21
21
Русская изба. — Самым заголовком «Русская изба» Пушкин искусно маскирует тематику этого раздела своей статьи, рассчитывая усыпить бдительность цензуры переводом внимания с политических выводов Радищева в главе «Пешки» на его же бытовые зарисовки. Якобы всерьез стремясь подорвать общие заключения Радищева, Пушкин иронизирует по поводу его «приторных и смешных» сравнении русского крестьянина с «несчастными африканскими невольниками», по поводу его «карикатурного» описания условий быта русского мужика. Пушкин подчеркивает свое нежелание быть голословным и, в противовес Радищеву, мобилизует большой и разнообразный сравнительно-исторический материал — от «Путешествия в Московию» Мейерберга и зарисовок французской деревни в книгах Лабрюйера и мадам де Севиньи до «Писем из Франции» Фонвизина.
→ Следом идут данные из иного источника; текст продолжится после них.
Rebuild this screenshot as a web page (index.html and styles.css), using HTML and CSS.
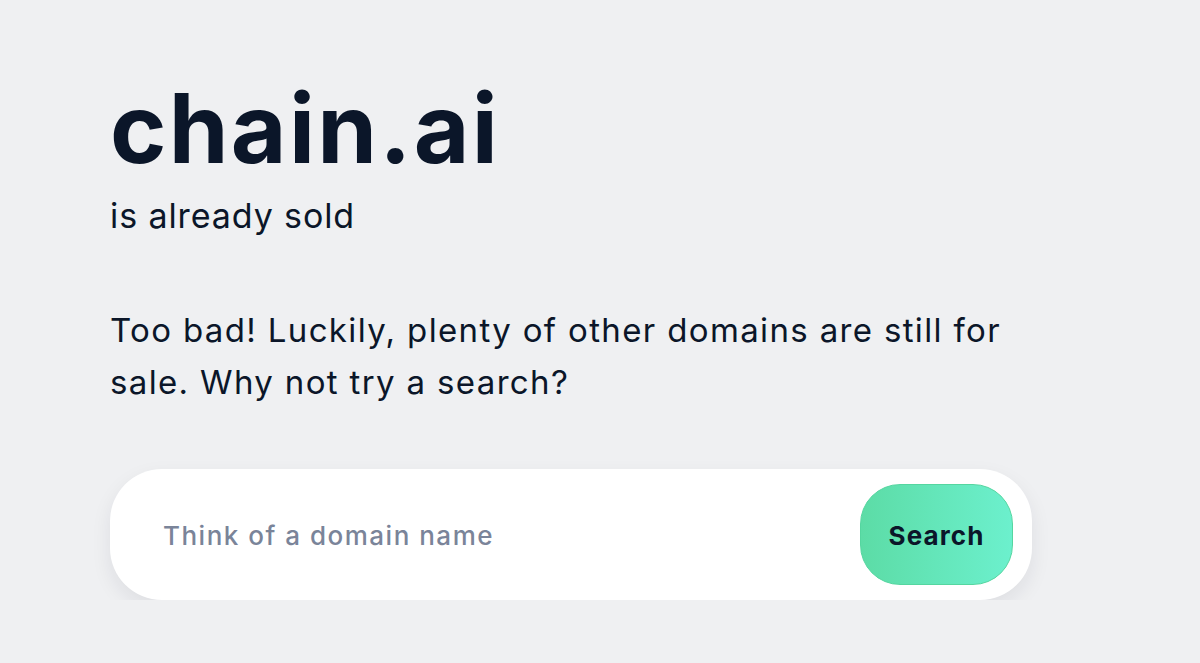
FILE: index.html
```html
<!DOCTYPE html>
<html lang="en">
<head>
<meta charset="utf-8">
<title>chain.ai is already sold</title>
<link rel="stylesheet" href="styles.css">
</head>
<body>
<main class="page">
  <h1 class="domain">chain.ai</h1>
  <p class="status">is already sold</p>
  <p class="lead">Too bad! Luckily, plenty of other domains are still for sale. Why not try a search?</p>
  <form class="search" onsubmit="return false">
    <input class="search-input" type="text" placeholder="Think of a domain name">
    <button class="search-btn" type="submit">Search</button>
  </form>
</main>
</body>
</html>
```
FILE: styles.css
```css
html, body {
  margin: 0;
  padding: 0;
  background: #eff0f2;
}
body {
  font-family: Inter, "Noto Sans", sans-serif;
  color: #0b1629;
}
.page {
  padding: 80px 0 0 110px;
  width: 922px;
}
.domain {
  margin: 0;
  font-size: 96px;
  font-weight: 700;
  line-height: 1;
  letter-spacing: 2.3px;
}
.status {
  margin: 20px 0 0;
  font-size: 34px;
  font-weight: 400;
  line-height: 1.2;
  letter-spacing: 0.9px;
}
.lead {
  margin: 67px 0 0;
  font-size: 33px;
  line-height: 52px;
  letter-spacing: 1.35px;
}
.search {
  margin-top: 61px;
  display: flex;
  align-items: center;
  height: 131px;
  background: #fff;
  border-radius: 52px;
  padding: 0 19px 0 53px;
  box-sizing: border-box;
  box-shadow: 0 8px 20px rgba(20, 30, 50, 0.08);
}
.search-input {
  flex: 1;
  min-width: 0;
  border: 0;
  outline: none;
  background: transparent;
  font-family: inherit;
  font-size: 26px;
  font-weight: 500;
  letter-spacing: 1.5px;
  color: #0b1629;
  padding: 2px 0 0;
}
.search-input::placeholder {
  color: #7a8499;
}
.search-btn {
  width: 153px;
  height: 101px;
  border-radius: 40px;
  border: 1px solid #55d6a0;
  background: linear-gradient(90deg, #5cdca6, #6cf0cd);
  font-family: inherit;
  font-size: 26px;
  font-weight: 700;
  letter-spacing: 1.1px;
  color: #0b1629;
  padding: 2px 0 0;
}
```
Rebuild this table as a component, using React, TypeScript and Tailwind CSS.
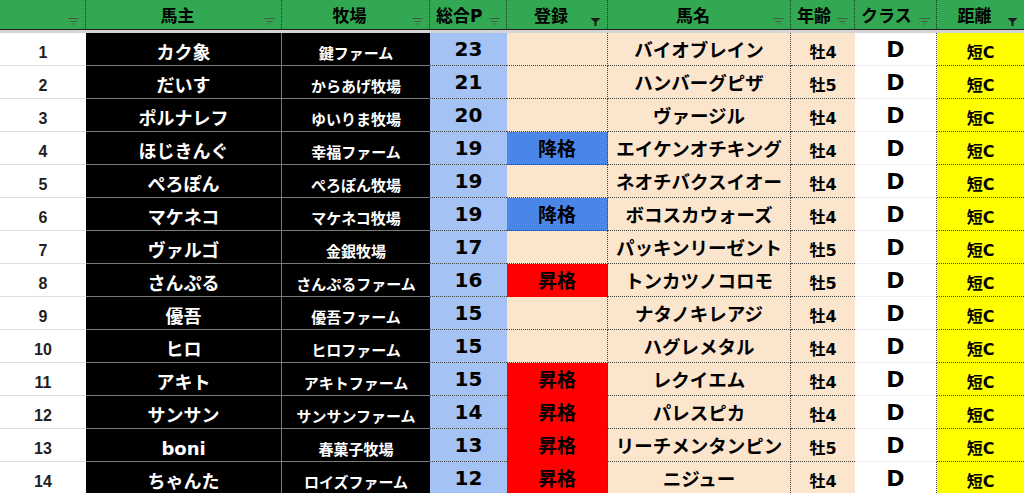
import React from "react";

type Row = {
  no: number;
  owner: string;
  farm: string;
  pt: number;
  reg: "" | "降格" | "昇格";
  horse: string;
  age: string;
};

const rows: Row[] = [
  { no: 1, owner: "カク象", farm: "鍵ファーム", pt: 23, reg: "", horse: "バイオブレイン", age: "牡4" },
  { no: 2, owner: "だいす", farm: "からあげ牧場", pt: 21, reg: "", horse: "ハンバーグピザ", age: "牡5" },
  { no: 3, owner: "ポルナレフ", farm: "ゆいりま牧場", pt: 20, reg: "", horse: "ヴァージル", age: "牡4" },
  { no: 4, owner: "ほじきんぐ", farm: "幸福ファーム", pt: 19, reg: "降格", horse: "エイケンオチキング", age: "牡4" },
  { no: 5, owner: "ぺろぽん", farm: "ぺろぽん牧場", pt: 19, reg: "", horse: "ネオチバクスイオー", age: "牡4" },
  { no: 6, owner: "マケネコ", farm: "マケネコ牧場", pt: 19, reg: "降格", horse: "ボコスカウォーズ", age: "牡4" },
  { no: 7, owner: "ヴァルゴ", farm: "金銀牧場", pt: 17, reg: "", horse: "パッキンリーゼント", age: "牡5" },
  { no: 8, owner: "さんぷる", farm: "さんぷるファーム", pt: 16, reg: "昇格", horse: "トンカツノコロモ", age: "牡5" },
  { no: 9, owner: "優吾", farm: "優吾ファーム", pt: 15, reg: "", horse: "ナタノキレアジ", age: "牡4" },
  { no: 10, owner: "ヒロ", farm: "ヒロファーム", pt: 15, reg: "", horse: "ハグレメタル", age: "牡4" },
  { no: 11, owner: "アキト", farm: "アキトファーム", pt: 15, reg: "昇格", horse: "レクイエム", age: "牡4" },
  { no: 12, owner: "サンサン", farm: "サンサンファーム", pt: 14, reg: "昇格", horse: "パレスピカ", age: "牡4" },
  { no: 13, owner: "boni", farm: "春菓子牧場", pt: 13, reg: "昇格", horse: "リーチメンタンピン", age: "牡5" },
  { no: 14, owner: "ちゃんた", farm: "ロイズファーム", pt: 12, reg: "昇格", horse: "ニジュー", age: "牡4" },
];

const cols = "grid-cols-[86px_196px_148px_77px_101px_183px_64px_82px_87px]";
const jp = { fontFamily: '"DejaVu Sans", "Noto Sans CJK JP", sans-serif' };

function FilterIcon({ active = false }: { active?: boolean }) {
  if (active) {
    return (
      <svg width="11" height="10" viewBox="0 0 11 10" className="shrink-0">
        <path d="M0.5 1 H10.5 L6.5 5 V9 H4.5 V5 Z" fill="#1a1a1a" />
      </svg>
    );
  }
  return (
    <svg width="11" height="8" viewBox="0 0 11 8" className="shrink-0">
      <path d="M0 1.5 H11 M2.5 4.5 H8.5 M4.5 7 H6.5" stroke="#4a5a4a" strokeWidth="1" />
    </svg>
  );
}

function Head({ label, active, last, align = "center" }: { label: string; active?: boolean; last?: boolean; align?: "center" | "left" }) {
  return (
    <div
      className={`relative flex items-center h-full pr-3 pt-1 ${align === "left" ? "pl-1.5" : "justify-center"} ${last ? "" : "border-r border-dotted border-r-[#1b3d22]"}`}
    >
      <span className="text-[17px] font-bold text-black leading-none" style={jp}>
        {label}
      </span>
      <span className="absolute right-1.5 top-[17px]">
        <FilterIcon active={active} />
      </span>
    </div>
  );
}

export default function App() {
  return (
    <div className="w-[1024px] h-[493px] overflow-hidden bg-white" style={jp}>
      <div className={`grid ${cols} h-[29px] bg-[#33a852]`}>
        <Head label="" />
        <Head label="馬主" />
        <Head label="牧場" />
        <Head label="総合P" align="left" />
        <Head label="登録" active />
        <Head label="馬名" />
        <Head label="年齢" align="left" />
        <Head label="クラス" align="left" />
        <Head label="距離" active last />
      </div>
      <div className="h-px bg-[#222]" />
      <div className="h-[3px] bg-[#d4d4d4]" />

      {rows.map((r) => (
        <div key={r.no} className={`grid ${cols} grid-rows-[33px] h-[33px] overflow-hidden`}>
          <div className="flex items-center justify-center bg-white border-b border-[#e0e0e0]">
            <span
              className="text-[16px] leading-none font-bold text-[#1f1f1f] translate-y-[4px]"
              style={{ fontFamily: '"Liberation Sans", Arial, sans-serif' }}
            >
              {r.no}
            </span>
          </div>
          <div className="flex items-center justify-center bg-black border-b border-r border-[#7a7a7a]">
            <span className="text-[18px] leading-none font-bold text-white translate-y-[4px]">{r.owner}</span>
          </div>
          <div className="flex items-center justify-center bg-black border-b border-[#7a7a7a]">
            <span className="text-[15px] leading-none font-bold text-white translate-y-[5px]">{r.farm}</span>
          </div>
          <div className="flex items-center justify-center bg-[#a4c2f4] border-b border-dotted border-[#444]">
            <span className="text-[20px] leading-none font-bold text-black">{r.pt}</span>
          </div>
          <div
            className={`flex items-center justify-center border-b border-r border-dotted border-[#444] ${
              r.reg === "降格" ? "bg-[#4a86e8]" : r.reg === "昇格" ? "bg-[#ff0000]" : "bg-[#fce5cd]"
            }`}
          >
            <span className="text-[19px] leading-none font-bold text-black translate-y-px">{r.reg}</span>
          </div>
          <div className="flex items-center justify-center bg-[#fce5cd] border-b border-r border-dotted border-[#444] overflow-hidden">
            <span className="text-[18.5px] leading-none font-bold text-black whitespace-nowrap translate-y-[2px]">{r.horse}</span>
          </div>
          <div className="flex items-center justify-center bg-[#fce5cd] border-b border-dotted border-[#444]">
            <span className="text-[16px] leading-none font-bold text-black translate-y-[4px]">{r.age}</span>
          </div>
          <div className="flex items-center justify-center bg-white border-b border-r border-b-[#e0e0e0] border-r-[#444] border-dotted">
            <span className="text-[22px] leading-none font-bold text-black translate-y-px">D</span>
          </div>
          <div className="flex items-center justify-center bg-[#ffff00] border-b border-dotted border-[#444]">
            <span className="text-[16px] leading-none font-bold text-black translate-y-[4px]">短C</span>
          </div>
        </div>
      ))}
    </div>
  );
}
И действительно, некоторые параллели, извлекаемые из этих источников, давали основание утверждать, что быт французского хлебопашца XVII–XVIII столетий был не лучше, а хуже условий жизни русского крестьянина той же поры. Но выдвигая этот тезис, утешительный для мышления апологетов крепостного строя, Пушкин как бы вскользь, на ходу, вносит в свои заключения оговорку, совершенно аннулирующую цель всех предшествующих сопоставлений. В самом деле, если Фонвизину судьба русского крестьянина «показалась счастливее судьбы французского земледельца», если, по авторитетным свидетельствам других наблюдателей, «судьба французского крестьянина не улучшилась» ни в царствование Людовика XV, ни в правление его сына, то впоследствии, по удостоверению Пушкина, «все это, конечно, переменилось». В начальной редакции главы эти строки имели еще более выразительную концовку: «И я полагаю, что французский земледелец ныне счастливее русского крестьянина». Пушкин прямо не говорит о причинах этого коренного изменения условий быта «французского земледельца», но из контекста совершенно ясно, что французский крестьянин стал счастливее после царствования «преемника Людовика XV», то есть в переводе с эзоповской фразеологии на общепонятный язык, после казни Людовика XVI и ликвидации революционным путем дворянского землевладения.
Итак, если судьбу французского крестьянина сделала «счастливой» революция, то в судьбе русского крестьянина со времен Фонвизина и Радищева никаких перемен к лучшему не произошло. Пушкин утверждает даже, что «ничто так не похоже на русскую деревню в 1662 г., как русская деревня в 1833 г.».